2005年には、Metallicaを輩出したことで知られるメタル専門レーベル、メタルブレイドからアルバム「Fall of Rome」をリリース。
メタルブレイドの資料によれば、Winter Solsticeが当時、一緒に回ってたバンドは、Underoath, As I Lay Dying, Norma Jean, The Black Dahlia Murder, Bleeding Through, Bury Your Dead, Death By Stereo, It Dies Todayといったところ。絶頂期って感じのラインナップ。
さらに、このアルバムのリリース後には、As I Lay Dying、All That Remainsと全米ツアーしてたらしい。05年ころのAILDとATRと言えば、いよいよメタルコアが盛り上がってきて、また新しいバンドが出てジャンルとしてすっかり定着したなぁ、という時代の代表格ですからねぇ。
レーベルメイトでもある、As I Lay Dyingの05年作「Shadows Are Security」から。
All That Remainsの翌06年リリース「The Fall of Ideals」から。
両曲とも、00年代中期のメタルコアを代表する名曲です。これを聴いてピンとこない人は、メタルコア、少なくともこの時代のメタルコアを聴くのはちょっと向いてないかも*2。
で、Winter Solstice。残念ながら、このアルバムを最後に解散してしまったせいもあるのか、YouTubeに公式音源は見当たらず…。
とはいえ、AmazonとSpotifyにはありました! すごいぞ、インターネット!
…うーん…まあ、好みの問題もありますけども…思ったよりハードコア寄りでミドルテンポの曲が多いし、ギター/ヴォーカルにもうちょいヒネりがほしいですかね…。ギターはまだ時々「おっ」っていうリフも出てくるけども…。
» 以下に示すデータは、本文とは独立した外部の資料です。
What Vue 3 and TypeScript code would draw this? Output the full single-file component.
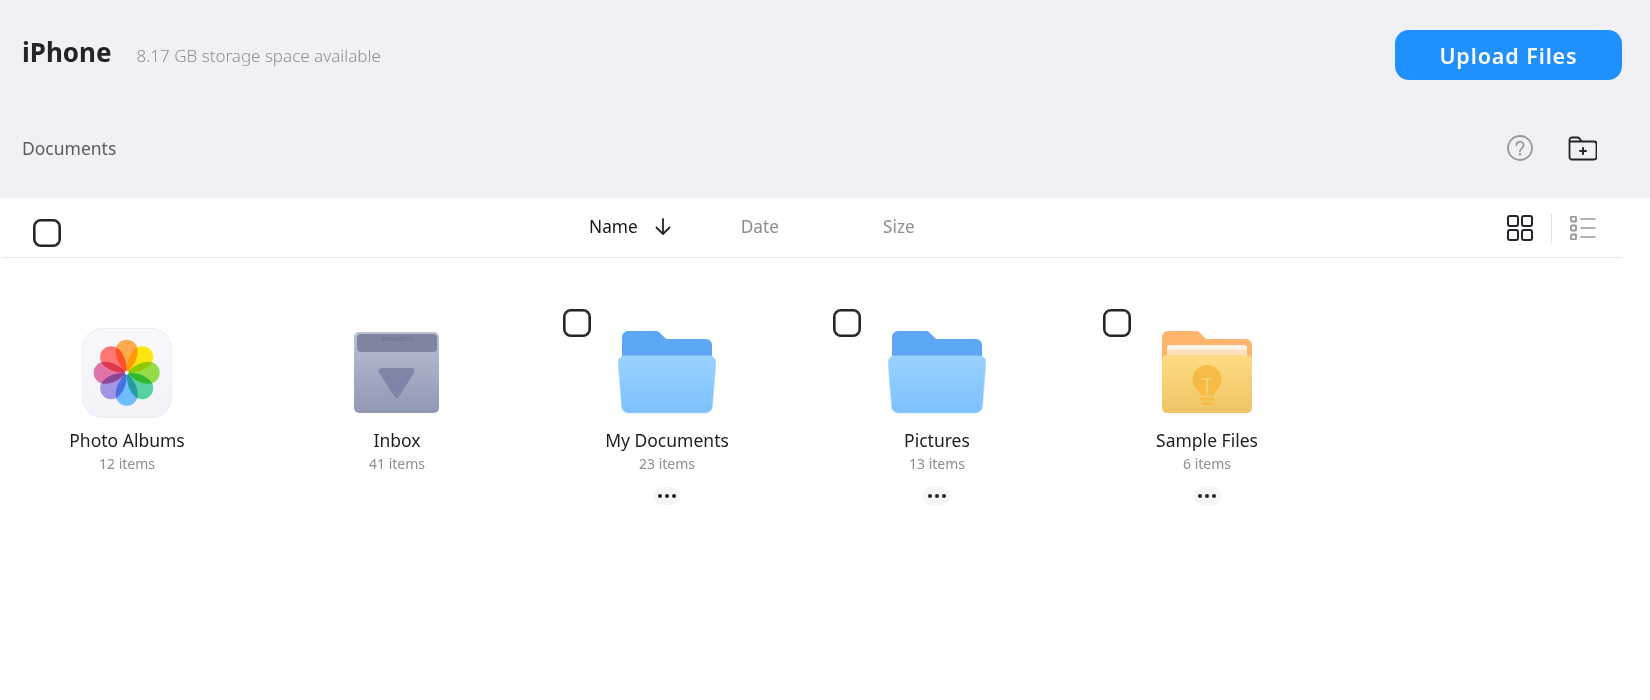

自分はあくまで、ヨーロッパの抒情メタルを元々聴いていて、それに対するアメリカからのアンサーとしてのメタルコアを聴いてた人なので、ハードコア寄りすぎるとちょっと個人的には…。
As I Lay Dying、All That Remainsに並ぶには少し厳しかったかもしれない…。
…というか、05年当時、一応、日本盤もメタルブレイド・ジャパンからリリースされてたみたいなので、自分はもう東京にはいなかったので店頭で音源発掘できてた時代ではないですけど、それなりに熱心に聴いてた身として、雑誌やネットである程度評価されてればリアルタイムで存在を認識していたはずなので…。
バンドはこの1枚のアルバムだけを残して翌06年に解散してしまったようですが、マット・ターピーさんはこの後、We Were Gentlemenという別バンドに参加。
こちらはヨーロッパ拠点ながら北米のバンドも積極的に発掘するメタル・レーベル、センチュリーメディアから09年にアルバムをリリース…したものの、こちらも解散し、音楽業界を去ったようです。
音楽で食べていくのって才能だけじゃなく、タイミングとか運とかもあるので大変ですよねぇ。
とはいえ、ヴェイルのビールはウマいので、ビール業界に来てくれてありがとうございます! という感じです!
まあ、しかし、この頃のAs I Lay DyingとAll That Remainsはマジでいいバンド。